Study: Anti-Jewish harassment occurred in 94 countries in 2020, up from earlier years

Jewish people were the targets of harassment in 94 countries in 2020, with incidents ranging from verbal and physical assaults to vandalism of cemeteries and scapegoating for the COVID-19 pandemic.

That was up from 89 countries the previous year, according to Pew Research Center’s latest annual study of global restrictions on religion, which tracks harassment by governments or social groups in 198 countries and territories. In the first year of the study, 2007, antisemitic incidents were documented in 51 countries.

In each year since, Jews have been a target of government restrictions or social hostilities involving religion in more countries than any other major religious group besides Christians and Muslims, even though only about 14.7 million people worldwide identify with the Jewish religion (about 0.2% of the world’s population). By comparison, there are nearly 2.4 billion Christians (31% of the global population) and roughly 1.9 billion Muslims (25%), according to the Center’s most recent figures.

The religious restrictions study defines government restrictions as laws, policies and actions by officials that restrict religious beliefs and practices. It defines social hostilities as acts by private individuals, organizations or groups.

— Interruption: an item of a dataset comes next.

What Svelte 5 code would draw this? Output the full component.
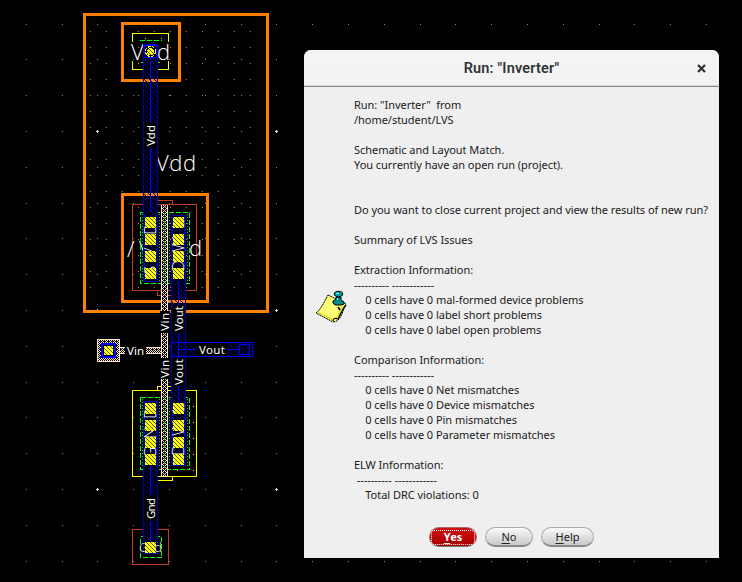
<script>
  const range = (n) => Array.from({ length: n }, (_, i) => i);
  const gx = range(20).map((i) => Math.round(25.85 + 35.8 * i));
  const gy = range(16).map((i) => Math.round(23.6 + 35.8 * i));
  const wx = range(11).map((i) => 90 + 16 * i);
  const wy = range(17).map((i) => 31 + 16 * i);
  const crosses = [97, 276].flatMap((x) => [131, 310, 489].map((y) => [x, y]));
  const contacts = [145, 173].flatMap((x) => [217, 234, 251, 268, 403, 420, 437, 454].map((y) => [x, y]));
  const lines = [
    'Run: "Inverter"  from',
    '/home/student/LVS',
    '',
    'Schematic and Layout Match.',
    'You currently have an open run (project).',
    '',
    '',
    'Do you want to close current project and view the results of new run?',
    '',
    'Summary of LVS Issues',
    '',
    'Extraction Information:',
    '---------- ------------',
    '    0 cells have 0 mal-formed device problems',
    '    0 cells have 0 label short problems',
    '    0 cells have 0 label open problems',
    '',
    'Comparison Information:',
    '---------- ------------',
    '    0 cells have 0 Net mismatches',
    '    0 cells have 0 Device mismatches',
    '    0 cells have 0 Pin mismatches',
    '    0 cells have 0 Parameter mismatches',
    '',
    'ELW Information:',
    ' ---------- ------------',
    '    Total DRC violations: 0'
  ];
  const buttons = [
    { label: 'Yes', kind: 'yes' },
    { label: 'No', kind: 'no' },
    { label: 'Help', kind: 'help' }
  ];
</script>

<div class="screen">
  <svg class="layout" width="742" height="582" viewBox="0 0 742 582" shape-rendering="crispEdges">
    <defs>
      <pattern id="metal" width="5" height="5" patternUnits="userSpaceOnUse">
        <path d="M0 0h1v1h-1zM1 1h1v1h-1zM2 2h1v1h-1zM3 3h1v1h-1zM4 4h1v1h-1z" fill="#0000a0" />
      </pattern>
      <pattern id="poly" x="162" width="5" height="4" patternUnits="userSpaceOnUse">
        <rect width="5" height="4" fill="#000" />
        <path d="M0 0h1v1h-1zM4 0h1v1h-1zM1 1h1v1h-1zM3 1h1v1h-1zM2 2h1v1h-1zM1 3h1v1h-1zM3 3h1v1h-1z" fill="#ffe4c4" />
      </pattern>
      <pattern id="check" x="1" width="4" height="4" patternUnits="userSpaceOnUse">
        <rect width="4" height="4" fill="#000" />
        <path d="M0 0h1v1h-1zM2 0h1v1h-1zM1 1h1v1h-1zM0 2h1v1h-1zM2 2h1v1h-1zM3 3h1v1h-1zM1 3h1v1h-1z" fill="#ffe4c4" />
      </pattern>
      <pattern id="contact" width="4" height="4" patternUnits="userSpaceOnUse">
        <rect width="4" height="4" fill="#ff0" />
        <path d="M0 0h1v1h-1zM1 1h1v1h-1zM2 2h1v1h-1zM3 3h1v1h-1z" fill="#5a5a10" />
      </pattern>
    </defs>

    <g fill="#868696">
      {#each gx as x}{#each gy as y}<rect {x} {y} width="1" height="1" />{/each}{/each}
    </g>
    <g fill="#e87810">
      {#each wx as x}{#each wy as y}<rect {x} {y} width="1" height="1" />{/each}{/each}
    </g>
    <g fill="#dde">
      {#each crosses as [x, y]}<path d="M{x - 1} {y}h3v1h-3zM{x} {y - 1}h1v3h-1z" />{/each}
    </g>

    <g fill="none" stroke="#ff8000" stroke-width="3">
      <rect x="84.5" y="14.5" width="183" height="297" />
      <rect x="122.5" y="23.5" width="57" height="57" />
      <rect x="122.5" y="194.5" width="85" height="107" />
    </g>

    <path d="M132.500 42V33.500H168.500V42M132.500 61V69.500H168.500V61" fill="none" stroke="#ff0" />
    <g fill="none" stroke="#c23b22">
      <rect x="132.500" y="204.500" width="64" height="86" />
      <path d="M157.500 204V200.500H172.500V204M157.500 291V295.500H172.500V291" />
      <rect x="132.500" y="529.500" width="36" height="35" />
    </g>
    <g fill="none" stroke="#ff0">
      <rect x="132.500" y="390.500" width="64" height="86" />
      <path d="M157.500 390V386.500H172.500V390M157.500 477V480.500H172.500V477" />
    </g>
    <g fill="#ff0">
      {#each [406, 422, 438, 454, 470] as y}<rect x="193" {y} width="1" height="1" />{/each}
      <rect x="177" y="470" width="1" height="1" />
      <rect x="145" y="38" width="1" height="1" /><rect x="161" y="38" width="1" height="1" />
    </g>

    <g class="stroke-text">
      <text x="131" y="60" textLength="39">Vdd</text>
      <text x="156" y="171" textLength="40">Vdd</text>
      <text x="127" y="257" textLength="10">/</text>
      <text x="139" y="257">V</text>
      <text x="189" y="256">d</text>
    </g>

    <g fill="none" stroke="#0f0" stroke-dasharray="5 2">
      <path d="M140 40.500H162M141 62.500H162" />
      <rect x="140.500" y="212.500" width="49" height="71" />
      <rect x="140.500" y="397.500" width="49" height="72" />
      <rect x="140.500" y="536.500" width="21" height="21" />
    </g>
    <path d="M142.500 214V282M159.500 214V282M169.500 214V282M187.500 214V282M142.500 399V468M159.500 399V468M169.500 399V468M187.500 399V468" stroke="#0d0" stroke-dasharray="1 2" />

    <g fill="#000">
      <rect x="143" y="44" width="15" height="237" /><rect x="171" y="215" width="15" height="251" />
      <rect x="143" y="401" width="15" height="153" />
    </g>
    <path d="M143 80.500h15M143 194.500h15M171 301.500h15M171 311.500h15" stroke="#ff8000" stroke-width="3" />
    <g fill="url(#metal)" stroke="#0000b0">
      <rect x="143.500" y="44.500" width="14" height="237" />
      <rect x="171.500" y="215.500" width="14" height="250" />
      <rect x="143.500" y="401.500" width="14" height="152" />
      <rect x="171.500" y="342.500" width="81" height="14" stroke="#00f" />
    </g>
    <path d="M150.500 57V212M178.500 281V402M150.500 466V542M178 349.500H240M239.500 344.500h10v10h-10z" fill="none" stroke="#00f" />
    <path d="M144.500 215V281M156.500 215V281M172.500 217V281M184.500 217V281M144.500 402V466M156.500 402V466M172.500 402V466M184.500 402V466" stroke="#00f" stroke-dasharray="2 1" />

    <rect x="161" y="205" width="7" height="272" fill="url(#poly)" />
    <g fill="url(#check)">
      <rect x="120" y="347" width="42" height="7" />
      <rect x="97" y="339" width="23" height="23" />
    </g>
    <path d="M161.500 205V476.500H167.500V205M120 347.500H161M120 353.500H161M97.500 339.500h22v22h-22z" fill="none" stroke="#ffe4c4" />
    <path d="M164.500 213V283M164.500 398V469" stroke="#0d0" stroke-dasharray="2 2" />

    <rect x="102" y="344" width="13" height="13" fill="#000" stroke="#00f" stroke-width="2" />
    <rect x="104" y="346" width="9" height="9" fill="url(#contact)" />

    <g class="device">
      <text transform="translate(156 275) rotate(-90)" textLength="52">S/D</text>
      <text transform="translate(184 272) rotate(-90)" textLength="52">DWL</text>
      <text transform="translate(156 459) rotate(-90)" textLength="52">GND</text>
      <text transform="translate(184 456) rotate(-90)" textLength="52">DWL</text>
    </g>

    <g class="stroke-text"><text class="mid" x="139" y="552" textLength="23">Gnd</text></g>
    <g fill="url(#contact)">
      {#each contacts as [x, y]}<rect {x} {y} width="11" height="11" />{/each}
      <rect x="145" y="542" width="11" height="11" />
    </g>
    <rect x="144.500" y="45.500" width="12" height="12" fill="#000" stroke="#00f" />
    <circle cx="150.500" cy="51.500" r="3.500" fill="url(#contact)" />
    <circle cx="150.500" cy="51.500" r="5" fill="none" stroke="#ff0" stroke-dasharray="3 1" />

    <g fill="#000">
      <rect x="144" y="122" width="13" height="26" />
      <rect x="160" y="311" width="10" height="22" /><rect x="160" y="358" width="10" height="21" />
      <rect x="172" y="305" width="13" height="28" /><rect x="172" y="358" width="13" height="28" />
      <rect x="125" y="345" width="21" height="12" /><rect x="196" y="343" width="31" height="13" />
      <rect x="144" y="495" width="13" height="26" />
    </g>
    <g class="net">
      <text transform="translate(155 146) rotate(-90)" textLength="21">Vdd</text>
      <text transform="translate(169 331) rotate(-90)" textLength="18">Vin</text>
      <text transform="translate(169 378) rotate(-90)" textLength="18">Vin</text>
      <text transform="translate(183 331) rotate(-90)" textLength="25">Vout</text>
      <text transform="translate(183 385) rotate(-90)" textLength="26">Vout</text>
      <text transform="translate(155 519) rotate(-90)" textLength="21">Gnd</text>
      <text x="127" y="355" textLength="17">Vin</text>
      <text x="199" y="354" textLength="26">Vout</text>
    </g>
  </svg>

  <section class="dialog">
    <header>
      <h1>Run: "Inverter"</h1>
      <svg class="close" width="9" height="9" viewBox="0 0 9 9"><path d="M1 1L8 8M8 1L1 8" stroke="#2e3436" stroke-width="2.300" /></svg>
    </header>
    <div class="body">
      <svg class="note" width="34" height="34" viewBox="0 0 34 34">
        <path d="M13 5L31 14C27 22 27 27 22 31L18 32L1 23C7 18 9 12 13 5Z" fill="#ff7" stroke="#000" stroke-dasharray="2 .6" />
        <path d="M18 31C18 28 20 28 23 29C26 24 27 19 31 15" fill="none" stroke="#000" stroke-width="1.300" />
        <path d="M18 30L3 22M21 28C25 24 25 19 28 14" stroke="#d4c900" fill="none" />
        <path d="M23 17L25 20" stroke="#000" stroke-width="1.500" />
        <path d="M21 7H26V10L29 12V14L26 15H20L18 13V11L21 9Z" fill="#088" stroke="#000" />
        <ellipse cx="23.500" cy="4" rx="4.200" ry="2.700" fill="#0a9a9a" stroke="#000" />
        <path d="M21 3.500H24M22.500 8V10" stroke="#7ff" />
      </svg>
      <div class="message">
        {#each lines as line}<div class="line">{line}</div>{/each}
      </div>
    </div>
    <footer>
      {#each buttons as b}
        <button class={b.kind}><span><u>{b.label[0]}</u>{b.label.slice(1)}</span></button>
      {/each}
    </footer>
  </section>
</div>

<style>
  :global(body) { background: #000; overflow: hidden; }
  .screen { position: relative; width: 742px; height: 582px; background: #000; overflow: hidden; }
  .layout { display: block; }
  .stroke-text text { font: 300 22px "Open Sans", sans-serif; fill: #fff; }
  .stroke-text .mid { font-size: 13px; }
  .device text { font: 300 17px "Open Sans", sans-serif; fill: #fff; }
  .net text { font: 11.5px "Noto Sans", sans-serif; fill: #fff; }
  .dialog {
    position: absolute; left: 304px; top: 50px; width: 415px; height: 508px;
    display: flex; flex-direction: column; overflow: hidden;
    background: #efefef; border-radius: 7px 7px 0 0;
    font-family: "Noto Sans", sans-serif; color: #1a1a1a;
  }
  header {
    height: 37px; box-sizing: border-box; flex: none; display: grid;
    grid-template-columns: 36px 1fr 36px; align-items: center; justify-items: center;
    background: linear-gradient(#f5f5f5, #f2f2f2); border-bottom: 1px solid #8b8c82;
    box-shadow: inset 0 -1px #d4d4d0;
  }
  h1 { grid-column: 2; margin: 0; padding-top: 2px; font: 600 14.5px/20px Roboto, sans-serif; letter-spacing: .18px; color: #2e3436; white-space: nowrap; }
  .close { display: block; }
  .body { display: flex; padding-top: 10px; height: 405px; }
  .note { flex: none; margin: 193px 5px 0 11px; }
  .message { font-size: 11px; line-height: 15px; letter-spacing: -0.037px; }
  .line { height: 15px; white-space: pre; }
  footer { display: flex; gap: 8px; padding: 25px 0 0 125px; }
  button {
    height: 20px; padding: 0; border: 1px solid #aaa; border-bottom: 2px solid #888; border-radius: 10px;
    background: linear-gradient(#fafafa, #c9c9c9); font: 11px/16px "Noto Sans", sans-serif; color: #222;
  }
  button span { display: block; }
  u { text-decoration: underline; text-underline-offset: 2px; text-decoration-thickness: 1px; text-decoration-skip-ink: none; }
  .yes { width: 48px; padding: 1px; border: 1px solid #a66; border-bottom-color: #777; background: linear-gradient(#d01010, #a80000); color: #fff; font-weight: 700; }
  .yes span { height: 15px; line-height: 12px; box-sizing: border-box; border: 1px dotted #fff; border-radius: 3px; }
  .no { width: 48px; }
  .help { width: 53px; }
</style>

In 2020, Jews were targets of either government restrictions or social hostilities (or both) in 41 of the 45 countries in Europe; 18 of 20 countries in the Middle East-North Africa region; 16 of 35 countries in the Americas; 16 of 50 countries in the Asia-Pacific region; and three of 48 countries in sub-Saharan Africa.

In Brazil, for example, a Jewish man had his teeth broken and his yarmulke torn with a pocketknife by men who told him “Hitler should have killed more Jews.” In Austria, a Jewish teen wearing a Star of David was attacked in the city of Graz after the assailants asked if he was Jewish. In Ukraine, a Jewish community center that also functions as a synagogue was damaged in a firebomb attack, while in Hungary and several other European countries, gravestones in Jewish cemeteries were vandalized.

In Iran, state-run media outlets published cartoons in 2020 that portrayed foreign officials as puppets of Jewish control, and government officials continued to question the history of the Holocaust. In Ecuador, government regulations, import taxes and paperwork obstructed Jews from importing kosher foods and products used in religious festivals. (Muslims faced similar problems importing halal foods.)

And in the United States, where more than 90 assaults against Jews in 2020 were reported by the FBI, a rabbi in Connecticut was assaulted and had his car stolen by two teenagers who yelled an antisemitic slur at him.

The Center’s annual study tracks restrictions on religion from year to year using a consistent set of approximately 20 publicly available sources, including reports by the U.S. State Department and the United Nations’ special rapporteur on freedom of religion or belief. The study also analyzes events tracked by university databases and publications by nongovernmental organizations such as Human Rights Watch, Amnesty International and the International Crisis Group. The study relies on the sources’ determination of whether particular incidents targeted Jews.

Some of the anti-Jewish discourse observed in 2020 was related to the coronavirus pandemic. In the United Kingdom, for example, antisemitic conspiracy theories spread online, claiming that Jews used the coronavirus lockdowns to “steal everything.” In Italy, properties were vandalized with antisemitic posters and graffiti, including one incident in which a Star of David was depicted along with the words “equal to virus.” In Morocco, a man was arrested for social media posts in which he accused a Jewish citizen and a foreign national of infecting many people with COVID-19.

Incidents counted in the study also include anti-Jewish comments that appeared in media outlets. In Jordan, for example, a professor at al-Zaytoonah University said on a TV program that Jews were more dangerous than the coronavirus, AIDS, cholera and every other disease. And in Qatar, the newspaper al-Raya published an opinion piece saying Jews had accessed global power centers over the course of history and shaped decision-making, including the toppling of governments, to serve their own interests. The article was later removed from the website.

Several other religious groups have also faced harassment in an increasing number of countries since 2007, including Christians (155 countries in 2020 vs. 107 in 2007), Muslims (145 vs. 96) and Buddhists (21 vs. 10).

Countries are counted as experiencing harassment against members of a religious group if the source materials include at least one documented incident in the year being studied. The overall numbers help convey how geographically widespread harassment is, but they do not measure its severity. The Center’s report does not seek to determine which religious group faces the “most persecution” around the world.

Studies that measure antisemitism can take many different approaches. There are surveys that examine general attitudes toward Jews; surveys of Jews themselves about their perceptions and experiences; assessments of antisemitism in the media; and annual counts of incidents that target Jews. For example, Tel Aviv University’s Kantor Center for the Study of Contemporary European Jewry has published reports since 2000 on the number of antisemitic incidents around the world. It found a decrease in “bodily injuries” and damage to private property worldwide in 2020 compared with 2019, but an increase in antisemitic vandalism of cemeteries, Holocaust memorials and synagogues. During the period from 1989 to 2020, the number of violent antisemitic attacks worldwide was highest in 2009, according to the report.